By Nate Raymond
BOSTON (Reuters) – A federal appeals court on Monday restored the convictions of a co-owner and former employee of a Massachusetts compounding pharmacy accused of deceiving regulators before its drugs sparked a deadly fungal meningitis outbreak in 2012.
The 1st U.S. Circuit Court of Appeals in Boston ruled that a judge wrongly found it was legally impossible for New England Compounding Center co-owner Gregory Conigliaro and ex-employee Sharon Carter to defraud the U.S. Food and Drug Administration.
The ruling could clear the way for them to be sentenced. Defense lawyers did not respond to requests for comment.
Conigliaro and Carter were among 14 people associated with NECC who were indicted after mold-tainted steroids it produced sparked a fungal meningitis outbreak that sickened 793 people nationally, including more than 100 who died.
The defendants included Barry Cadden, NECC’s ex-president and co-founder, and Glenn Chin, its former supervisory pharmacist, who were convicted of racketeering and fraud and are serving prison sentences of 14-1/2 and 10-1/2 years, respectively.
Unlike Cadden and Chin, Conigliaro and Carter were not charged with playing a direct role in the outbreak.
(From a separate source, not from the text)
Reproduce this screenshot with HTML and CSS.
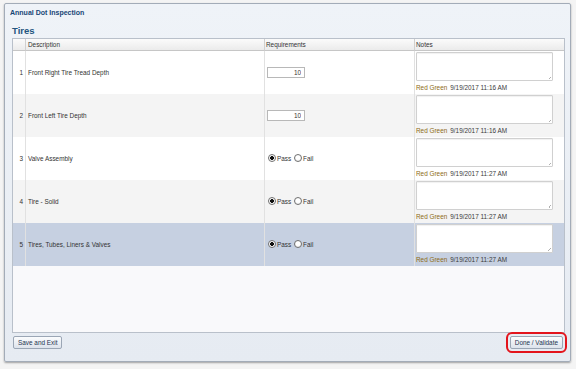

A federal jury in 2018 instead found them guilty of misleading the FDA into thinking Framingham, Massachusetts-based NECC was operating like a conventional pharmacy that should be subject to state oversight, rather than a drug manufacturer.
State-regulated compounding pharmacies produce customized drugs pursuant to patient-specific prescriptions. But prosecutors said NECC was actually a drug manufacturer making medications in bulk without valid prescriptions.
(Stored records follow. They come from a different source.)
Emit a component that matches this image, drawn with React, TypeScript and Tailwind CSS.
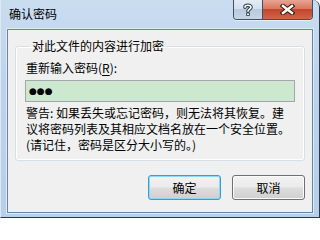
import clsx from 'clsx';

// Win7 style caption buttons (help + close)
function CaptionButtons() {
  return (
    <div className="flex h-[20px] mr-[6px] rounded-b-[4px] border border-t-0 border-[#3f5164] overflow-hidden shadow-[0_1px_0_#e4eef8]">
      <div className="w-[29px] h-full flex items-center justify-center border-r border-[#3f5164] bg-[linear-gradient(#e3ebf4_0%,#d3e0ee_45%,#b8cadd_50%,#c6d6e7_100%)]">
        <svg width="10" height="13" viewBox="0 0 10 13">
          <path d="M2 4.2 C2 1.8 8 1.6 8 4.2 C8 6.2 5 6 5 8.3" fill="none" stroke="#2c3a48" strokeWidth="3.6" strokeLinecap="round" />
          <rect x="3.2" y="9.6" width="3.6" height="3.2" fill="#2c3a48" />
          <path d="M2 4.2 C2 1.8 8 1.6 8 4.2 C8 6.2 5 6 5 8.3" fill="none" stroke="#ffffff" strokeWidth="1.6" strokeLinecap="round" />
          <rect x="4.1" y="10.4" width="1.8" height="1.6" fill="#ffffff" />
        </svg>
      </div>
      <div className="w-[49px] h-full flex items-center justify-center bg-[linear-gradient(#e8a595_0%,#d8785f_45%,#c5452c_50%,#d2644a_100%)]">
        <svg width="15" height="11" viewBox="0 0 15 11">
          <path d="M3 2 L12 9 M12 2 L3 9" stroke="#3b1a14" strokeWidth="4.6" strokeLinecap="square" />
          <path d="M3 2 L12 9 M12 2 L3 9" stroke="#ffffff" strokeWidth="2.4" strokeLinecap="square" />
        </svg>
      </div>
    </div>
  );
}

function DlgButton({ label, primary }: { label: string; primary?: boolean }) {
  return (
    <button
      type="button"
      className={clsx(
        'w-[73px] h-[25px] rounded-[3px] border text-[12px] leading-[16px] text-black',
        'bg-[linear-gradient(#f2f2f2_0%,#ebebeb_48%,#dddddd_52%,#cfcfcf_100%)]',
        primary
          ? 'border-[#3c9ad6] shadow-[inset_0_0_0_1px_#8fd6f7]'
          : 'border-[#707070] shadow-[inset_0_0_0_1px_#fbfbfb]'
      )}
    >
      {label}
    </button>
  );
}

export default function App() {
  return (
    <div
      className="w-[320px] h-[218px] overflow-hidden flex flex-col rounded-tr-[7px] border-r border-b border-[#2e3a48] border-l border-l-[#dde8f3] bg-[linear-gradient(#cadcf0_0%,#bcd3ec_40%,#b6cfea_100%)] text-black"
      style={{ fontFamily: '"Noto Sans CJK SC", "Noto Sans", sans-serif' }}
    >
      {/* title bar */}
      <div className="h-[29px] flex justify-between items-start shrink-0">
        <div className="pl-[8px] pt-[6px] text-[12px] leading-[16px]">确认密码</div>
        <CaptionButtons />
      </div>

      {/* client area */}
      <div className="mx-[6px] mb-[4px] flex-1 flex flex-col border border-[#6b84a3] bg-[#f0f0f0] shadow-[0_0_0_1px_#dfeaf6]">
        <fieldset className="mx-[7px] mt-[8px] border border-[#d5dfe5] rounded-[3px] pl-[9px] pr-[9px] pb-[7px] shadow-[inset_0_0_0_1px_#ffffff]">
          <legend className="ml-[5px] px-[2px] text-[12px] leading-[16px]">对此文件的内容进行加密</legend>
          <div className="mt-[6px] ml-[1px] text-[12px] leading-[16px]">
            重新输入密码(<span className="underline underline-offset-2">R</span>):
          </div>
          <div className="mt-[4px] h-[22px] border border-[#a3a7ad] bg-[#cce8cf] flex items-center pl-[3px]">
            <span className="text-[9px] leading-none text-black" style={{ fontFamily: '"DejaVu Sans", sans-serif' }}>
              ●●●
            </span>
          </div>
          <p className="mt-[3px] ml-[1px] text-[12px] leading-[16px] whitespace-nowrap">
            警告: 如果丢失或忘记密码，则无法将其恢复。建
            <br />
            议将密码列表及其相应文档名放在一个安全位置。
            <br />
            (请记住，密码是区分大小写的。)
          </p>
        </fieldset>

        <div className="mt-[14px] mr-[7px] flex justify-end gap-[11px]">
          <DlgButton label="确定" primary />
          <DlgButton label="取消" />
        </div>
      </div>
    </div>
  );
}
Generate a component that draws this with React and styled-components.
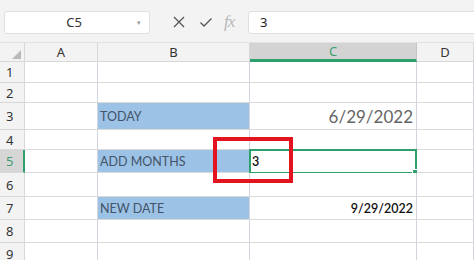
import React from "react";
import styled, { createGlobalStyle } from "styled-components";

const GlobalStyle = createGlobalStyle`
  html, body {
    margin: 0;
    padding: 0;
    background: #ffffff;
    overflow: hidden;
  }
`;

const columns = ["A", "B", "C", "D"];
const colWidths = "25px 73px 152px 167px 1fr";
const rowHeights = [21, 20, 27, 20, 23, 24, 23, 23, 23];

// cells with content, keyed by address
const cells = {
  B3: { text: "TODAY", fill: true },
  C3: { text: "6/29/2022", big: true },
  B5: { text: "ADD MONTHS", fill: true },
  C5: { text: "3", strong: true },
  B7: { text: "NEW DATE", fill: true },
  C7: { text: "9/29/2022", strong: true, right: true },
};

const selected = { col: "C", row: 5 };

const App = () => {
  return (
    <Wrapper>
      <GlobalStyle />
      <Toolbar>
        <NameBox>
          <NameText>C5</NameText>
          <Caret>&#9662;</Caret>
        </NameBox>
        <ToolIcons>
          <svg width="14" height="14" viewBox="0 0 14 14">
            <path d="M2 2 L12 12 M12 2 L2 12" stroke="#555" strokeWidth="1.3" fill="none" />
          </svg>
          <svg width="14" height="14" viewBox="0 0 14 14">
            <path d="M1.5 7.5 L5 11 L12.5 3.5" stroke="#555" strokeWidth="1.3" fill="none" />
          </svg>
          <Fx>fx</Fx>
        </ToolIcons>
        <FormulaBox>3</FormulaBox>
      </Toolbar>

      <Sheet>
        <Corner>
          <svg width="9" height="9" viewBox="0 0 9 9">
            <path d="M9 0 L9 9 L0 9 Z" fill="#b9b9b9" />
          </svg>
        </Corner>
        {columns.map((c) => (
          <ColHeader key={c} active={c === selected.col}>
            {c}
          </ColHeader>
        ))}

        {rowHeights.map((h, i) => {
          const row = i + 1;
          return (
            <React.Fragment key={row}>
              <RowHeader active={row === selected.row} style={{ height: h }}>
                {row}
              </RowHeader>
              {columns.map((c) => {
                const data = cells[c + row];
                const isSel = c === selected.col && row === selected.row;
                return (
                  <Cell key={c} fill={data && data.fill ? 1 : 0} right={data && (data.big || data.right) ? 1 : 0}>
                    {data && (
                      <CellText big={data.big ? 1 : 0} strong={data.strong ? 1 : 0} fill={data.fill ? 1 : 0}>
                        {data.text}
                      </CellText>
                    )}
                    {isSel && (
                      <Selection>
                        <Handle />
                      </Selection>
                    )}
                  </Cell>
                );
              })}
            </React.Fragment>
          );
        })}
      </Sheet>

      <Callout />
    </Wrapper>
  );
};

const Wrapper = styled.div`
  position: relative;
  width: 474px;
  height: 260px;
  overflow: hidden;
  font-family: "Noto Sans", "Open Sans", sans-serif;
`;

const Toolbar = styled.div`
  height: 43px;
  background: #f3f3f3;
  display: flex;
  align-items: center;
  padding: 2px 0 0 4px;
  box-sizing: border-box;
  border-bottom: 1px solid #e2e2e2;
`;

const NameBox = styled.div`
  width: 146px;
  height: 23px;
  box-sizing: border-box;
  background: #fff;
  border: 1px solid #e0e0e0;
  border-radius: 3px;
  display: flex;
  align-items: center;
`;

const NameText = styled.span`
  flex: 1;
  text-align: center;
  font-size: 13px;
  color: #333;
  padding-left: 6px;
`;

const Caret = styled.span`
  font-size: 7px;
  color: #999;
  width: 12px;
`;

const ToolIcons = styled.div`
  display: flex;
  align-items: center;
  gap: 13px;
  margin-left: 22px;
  width: 76px;
`;

const Fx = styled.span`
  font-family: "Liberation Serif", serif;
  font-style: italic;
  font-size: 17px;
  color: #b8b8b8;
  letter-spacing: -1px;
  margin-left: -2px;
`;

const FormulaBox = styled.div`
  flex: 1;
  height: 23px;
  margin-right: -6px;
  box-sizing: border-box;
  background: #fff;
  border: 1px solid #e0e0e0;
  border-radius: 3px;
  display: flex;
  align-items: center;
  padding-left: 11px;
  font-size: 13px;
  color: #222;
`;

const Sheet = styled.div`
  display: grid;
  grid-template-columns: ${colWidths};
  grid-auto-rows: auto;
`;

const Corner = styled.div`
  height: 19px;
  background: #f3f3f3;
  border-right: 1px solid #d8d8d8;
  border-bottom: 1px solid #d8d8d8;
  box-sizing: border-box;
  display: flex;
  align-items: flex-end;
  justify-content: flex-end;
  padding: 0 3px 2px 0;
`;

const ColHeader = styled.div`
  height: 19px;
  box-sizing: border-box;
  background: ${(p) => (p.active ? "#d3d3d3" : "#f3f3f3")};
  border-right: 1px solid ${(p) => (p.active ? "#c4c4c4" : "#d8d8d8")};
  border-bottom: ${(p) => (p.active ? "3px solid #2ea06b" : "1px solid #d8d8d8")};
  color: ${(p) => (p.active ? "#3f9d73" : "#333")};
  font-size: 13px;
  line-height: ${(p) => (p.active ? "17px" : "19px")};
  text-align: center;
`;

const RowHeader = styled.div`
  box-sizing: border-box;
  background: ${(p) => (p.active ? "#d6d6d6" : "#f3f3f3")};
  border-right: ${(p) => (p.active ? "2px solid #2ea06b" : "1px solid #d8d8d8")};
  border-bottom: 1px solid #d8d8d8;
  color: ${(p) => (p.active ? "#3f9d73" : "#333")};
  font-size: 13px;
  display: flex;
  align-items: center;
  padding-left: 6px;
`;

const Cell = styled.div`
  position: relative;
  box-sizing: border-box;
  background: ${(p) => (p.fill ? "#9cc2e6" : "#fff")};
  border-right: 1px solid #d3d5de;
  border-bottom: 1px solid #dadada;
  display: flex;
  align-items: center;
  justify-content: ${(p) => (p.right ? "flex-end" : "flex-start")};
  padding: 0 3px 0 2px;
  overflow: visible;
`;

const CellText = styled.span`
  font-family: "Lato", "Liberation Sans", sans-serif;
  font-size: ${(p) => (p.big ? "17px" : "12.5px")};
  font-weight: ${(p) => (p.strong ? 600 : 400)};
  color: ${(p) => (p.big ? "#666" : p.fill ? "#44546a" : "#111")};
  white-space: nowrap;
`;

const Selection = styled.div`
  position: absolute;
  left: -1px;
  top: -1px;
  right: -1px;
  bottom: -2px;
  border: 2px solid #2ea06b;
  pointer-events: none;
`;

const Handle = styled.div`
  position: absolute;
  right: -4px;
  bottom: -4px;
  width: 5px;
  height: 5px;
  background: #2ea06b;
  border: 1px solid #fff;
`;

const Callout = styled.div`
  position: absolute;
  left: 213px;
  top: 137px;
  width: 80px;
  height: 46px;
  box-sizing: border-box;
  border: 4px solid #e3141f;
`;

export default App;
U.S. District Judge Richard Stearns said the FDA at the time was unsure it could regulate compounding pharmacies like NECC and was as a result not doing so, making it impossible to impede the agency’s functions.
But U.S. Circuit Judge David Barron, writing for Monday’s three-judge panel, said Stearns never identified any instance in which the FDA disavowed authority to treat a compounding pharmacy as a manufacturer subject to heightened oversight.